We finally left and Jay walked us to my car. We left and when I finally made it home I text him to let him know. He called me about noon and we had a nice chat

Over the next few days there were calls and texts between us. Although at times, because of his accent, he was quite hard to understand. He seemed really nice, intelligent, hard working and sweet. He loved talking about his kids, (2 girls and a boy) AND especially his daughters. I was thinking damn, my friend is may be right I might have just met my husband… I take a size 7 and a half ring, by the way….;-) *Giggles*

Our conversations were nice. He seemed genuinely interested.
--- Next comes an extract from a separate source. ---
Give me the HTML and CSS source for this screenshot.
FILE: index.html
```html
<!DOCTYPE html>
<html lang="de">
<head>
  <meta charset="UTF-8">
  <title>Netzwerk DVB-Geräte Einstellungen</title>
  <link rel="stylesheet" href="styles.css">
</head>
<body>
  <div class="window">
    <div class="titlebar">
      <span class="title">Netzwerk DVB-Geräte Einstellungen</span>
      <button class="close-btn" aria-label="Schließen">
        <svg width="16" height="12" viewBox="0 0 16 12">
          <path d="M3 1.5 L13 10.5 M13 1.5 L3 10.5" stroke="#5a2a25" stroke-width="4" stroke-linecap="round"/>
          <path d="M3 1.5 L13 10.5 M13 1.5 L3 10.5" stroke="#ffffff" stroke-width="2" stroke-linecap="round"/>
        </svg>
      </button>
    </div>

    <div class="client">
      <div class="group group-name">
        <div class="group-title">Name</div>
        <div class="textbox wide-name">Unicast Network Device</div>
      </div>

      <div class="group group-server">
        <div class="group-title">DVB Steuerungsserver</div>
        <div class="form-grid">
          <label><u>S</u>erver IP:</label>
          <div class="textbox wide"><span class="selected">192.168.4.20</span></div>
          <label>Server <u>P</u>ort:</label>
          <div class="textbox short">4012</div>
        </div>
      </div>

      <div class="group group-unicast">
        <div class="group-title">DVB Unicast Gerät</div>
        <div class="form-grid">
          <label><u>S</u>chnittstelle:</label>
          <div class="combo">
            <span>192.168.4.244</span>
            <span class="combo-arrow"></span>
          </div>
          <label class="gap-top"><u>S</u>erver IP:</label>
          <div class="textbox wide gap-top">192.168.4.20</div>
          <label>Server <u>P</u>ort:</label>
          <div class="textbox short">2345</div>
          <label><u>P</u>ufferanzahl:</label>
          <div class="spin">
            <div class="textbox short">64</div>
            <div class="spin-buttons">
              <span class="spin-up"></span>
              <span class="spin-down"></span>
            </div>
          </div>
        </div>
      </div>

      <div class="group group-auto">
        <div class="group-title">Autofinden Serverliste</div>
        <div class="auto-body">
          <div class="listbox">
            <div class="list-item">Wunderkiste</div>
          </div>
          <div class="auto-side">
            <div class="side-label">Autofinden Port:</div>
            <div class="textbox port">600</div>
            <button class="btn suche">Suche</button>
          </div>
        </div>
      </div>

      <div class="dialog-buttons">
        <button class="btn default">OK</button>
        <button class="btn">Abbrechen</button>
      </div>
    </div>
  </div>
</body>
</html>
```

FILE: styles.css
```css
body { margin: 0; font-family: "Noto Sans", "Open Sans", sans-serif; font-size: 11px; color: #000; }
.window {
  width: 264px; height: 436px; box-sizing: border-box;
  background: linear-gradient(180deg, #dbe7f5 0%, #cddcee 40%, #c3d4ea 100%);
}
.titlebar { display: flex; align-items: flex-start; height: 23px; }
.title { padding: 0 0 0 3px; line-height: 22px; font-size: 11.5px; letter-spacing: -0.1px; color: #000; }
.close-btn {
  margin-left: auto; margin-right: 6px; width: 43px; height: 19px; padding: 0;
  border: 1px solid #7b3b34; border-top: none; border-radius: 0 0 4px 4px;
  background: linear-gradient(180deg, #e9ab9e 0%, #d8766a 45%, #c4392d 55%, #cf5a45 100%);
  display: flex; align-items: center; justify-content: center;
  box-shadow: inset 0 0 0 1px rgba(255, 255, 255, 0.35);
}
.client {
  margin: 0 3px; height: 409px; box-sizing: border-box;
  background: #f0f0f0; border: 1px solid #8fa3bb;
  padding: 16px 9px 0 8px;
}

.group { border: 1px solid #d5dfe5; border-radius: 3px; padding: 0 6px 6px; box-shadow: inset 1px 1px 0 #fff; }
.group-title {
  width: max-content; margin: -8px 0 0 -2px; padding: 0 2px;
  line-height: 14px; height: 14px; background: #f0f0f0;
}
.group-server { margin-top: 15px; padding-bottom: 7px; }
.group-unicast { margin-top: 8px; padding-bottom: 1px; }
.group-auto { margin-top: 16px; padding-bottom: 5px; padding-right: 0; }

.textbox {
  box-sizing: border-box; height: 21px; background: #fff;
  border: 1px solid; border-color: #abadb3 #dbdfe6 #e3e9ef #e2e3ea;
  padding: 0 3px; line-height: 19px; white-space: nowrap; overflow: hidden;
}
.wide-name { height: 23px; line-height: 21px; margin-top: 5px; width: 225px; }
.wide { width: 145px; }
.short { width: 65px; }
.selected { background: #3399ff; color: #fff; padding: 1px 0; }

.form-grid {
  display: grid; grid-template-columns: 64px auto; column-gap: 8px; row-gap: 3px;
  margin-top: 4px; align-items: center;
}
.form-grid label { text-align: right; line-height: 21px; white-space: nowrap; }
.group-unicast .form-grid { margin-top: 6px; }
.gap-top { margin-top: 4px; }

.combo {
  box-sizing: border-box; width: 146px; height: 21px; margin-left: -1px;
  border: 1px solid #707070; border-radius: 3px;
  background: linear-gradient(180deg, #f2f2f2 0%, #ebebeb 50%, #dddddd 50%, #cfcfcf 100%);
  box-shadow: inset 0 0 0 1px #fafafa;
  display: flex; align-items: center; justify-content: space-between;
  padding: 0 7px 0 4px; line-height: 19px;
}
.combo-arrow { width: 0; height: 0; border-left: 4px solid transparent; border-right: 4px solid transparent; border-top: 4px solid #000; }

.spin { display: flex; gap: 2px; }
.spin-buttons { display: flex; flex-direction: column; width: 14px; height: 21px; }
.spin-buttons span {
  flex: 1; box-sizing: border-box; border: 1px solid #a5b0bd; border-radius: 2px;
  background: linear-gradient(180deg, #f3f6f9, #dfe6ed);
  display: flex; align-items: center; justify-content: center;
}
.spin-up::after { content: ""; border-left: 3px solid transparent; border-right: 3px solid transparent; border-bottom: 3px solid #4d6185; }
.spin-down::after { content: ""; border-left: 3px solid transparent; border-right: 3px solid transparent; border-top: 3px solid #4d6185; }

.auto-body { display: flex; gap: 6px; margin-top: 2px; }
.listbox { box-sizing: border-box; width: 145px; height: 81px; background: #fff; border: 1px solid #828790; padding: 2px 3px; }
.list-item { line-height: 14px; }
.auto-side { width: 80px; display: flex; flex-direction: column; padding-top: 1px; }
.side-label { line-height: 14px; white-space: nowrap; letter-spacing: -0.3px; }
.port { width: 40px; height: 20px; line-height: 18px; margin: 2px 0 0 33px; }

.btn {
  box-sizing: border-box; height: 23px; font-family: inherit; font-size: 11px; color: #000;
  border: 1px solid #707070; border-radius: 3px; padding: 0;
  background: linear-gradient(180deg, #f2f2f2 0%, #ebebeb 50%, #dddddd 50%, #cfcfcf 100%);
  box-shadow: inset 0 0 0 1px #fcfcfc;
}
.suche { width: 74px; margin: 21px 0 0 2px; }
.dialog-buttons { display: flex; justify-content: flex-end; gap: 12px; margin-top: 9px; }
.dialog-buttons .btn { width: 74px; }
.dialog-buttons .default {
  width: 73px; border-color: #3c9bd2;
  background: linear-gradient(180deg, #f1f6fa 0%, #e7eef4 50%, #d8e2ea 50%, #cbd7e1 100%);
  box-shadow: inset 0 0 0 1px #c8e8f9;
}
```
He wanted to hang out soon and he suggested Friday night, we stay in and watch a movie on Redbox at his place. #PumpTheBreaks!!! (See over time my listening skills have sharpened. I pay very close attention with what a man “leads with”. I remember him saying that he would be off for 4 days straight, for Christmas starting Saturday. So since we’re playing this game, no sir, I will pass on your “Friday night Redbox” and I will take Saturday night!!) I suggested since we’re just getting to know each other, how about we go OUT on Saturday. He asked me what kind of food I liked. I said Italian. In my opinion, based on his suggestions, he must not don’t do dates and courting  that much. Now some may say I was being too picky, but I didn’t want to just go to any run of the mill type of Italian restaurant, I wanted to go somewhere nicer not necessarily expensive but nicer than a “Chain, fast-food type Italian restaurant”. We agreed to try new spot….

Saturday came and we met up at the restaurant. He was looking really good; just plain scrumptious! He had on a tan sweater, some blue jeans and tan boots. If I had some gravy and a biscuit I would’ve sopped his ass right on up!
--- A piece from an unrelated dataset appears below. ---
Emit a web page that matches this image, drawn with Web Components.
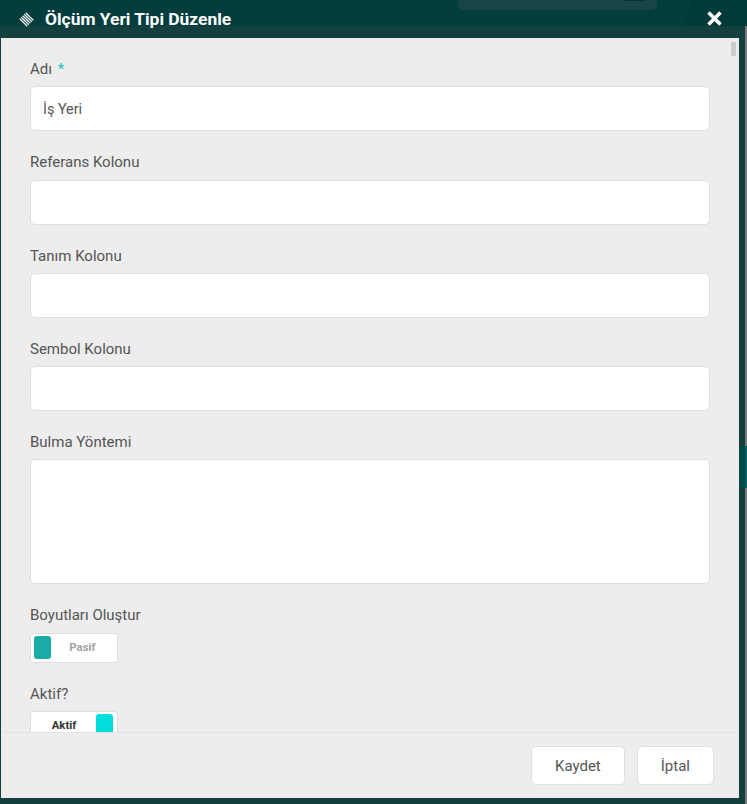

Dinner was nice. Good conversations were flowing and so was the Martini! The food was delicious, I just forgot to ask for a biscuit and gravy… to dip him in. We were having a nice time and we wanted to hang out more.

We decided to go bowling. Although I really suck at it, I like to bowl, plus I haven’t done it in awhile. It was his first time bowling and he did really well. From the outside looking in you’d think we were a couple, lots of affection; hugs, but no kisses yet…because I’m such a fuckin’ lady!

Neither one of us wanted the night Afterward he wanted to go hang at his place and go get a Redbox movie. (What is it with him and this damn Redbox obsession?…smh!) I was having such a good time. I agreed, AND I did alert (text) 3 of my friends where I would be going. I texted them his address and everything, just in case he (Jackson Pierre) was trying to murder a bitch. You won’t chop me up buddy and get away with it, no sir!

We went to his condo; he let me know that he had 2 other roommates, but only 1 was there. To each his own but I’m not a big fan of dating a man with roommate(s), but hey you gotta do what you gotta do. He had told me he was divorced and his ex wife took everything, his BMW and the house, and he was starting over. Since I liked him, I wasn’t going to be judgemental of his situation. We watched the infamous “Redbox movie” and had a great time laughing and talking.

He seem to be very passionate about his children and also about his country. He wanted to return to Haiti, to help his people and he claimed that he was related to a politician or 2. He also talked about one of the biggest issues she has with meeting women, is the only seem to want to have sex, and nothing more so I guess that makes him guarded. He told me he shared a lot with me, and he normally doesn’t do on a first date or with anyone for that matter.

For some odd reason, he decided to show me his debit card. The name on the card was totally different than the name he gave me. WTF? Let me get this straight, for over a week you have given me a name and we’ve had thought-filled conversations and then all of a sudden, I get your real name…NOW? I thought we had something going here but again that’s what I get for thinking! He said that he uses a different name because of the situation with the women that only want sex. Now this leads me to believe that he probably is having sex with these women. How do you know that someone only wants sex if you’re not having sex with them? Man, this fool has probably has been “poking” more chicks in real life than people do on Facebook! So I guess it’s safe to assume that he goes to clubs meets women and bangs them, regularly. Nah, buddy I’m not gonna be 1 of them. I’m not going to be your “Dungeon Booty Call”, have standards with my booty, thank you very much!

I don’t know why but he called me the next day. I missed his calls, not on purpose. He sent me a text that said “You just not serious about anything”. Okay, so yo’ ol’ lyin’ ass gone tell me I’m the ONE that’s not serious??? He called me one more time and didn’t even mention me that nasty text. I immediately addressed it and told him that I don’t like that sort of thing sent through a text (that’s that….that’s that shit I don’t like!). If you got something important to say to me, say it to me on the phone or in person. Needless to say we didn’t talk again….

I’m sure I will return to The Dungeon again… If ever see him again, hopefully in public, I’ll call him by his real name, with a big smile on my face. I’m trading in my “biscuit and gravy” for a handful of salt… and I’m “throwing that salt right into his game”, baby. Let’s see how much “poking” he does then!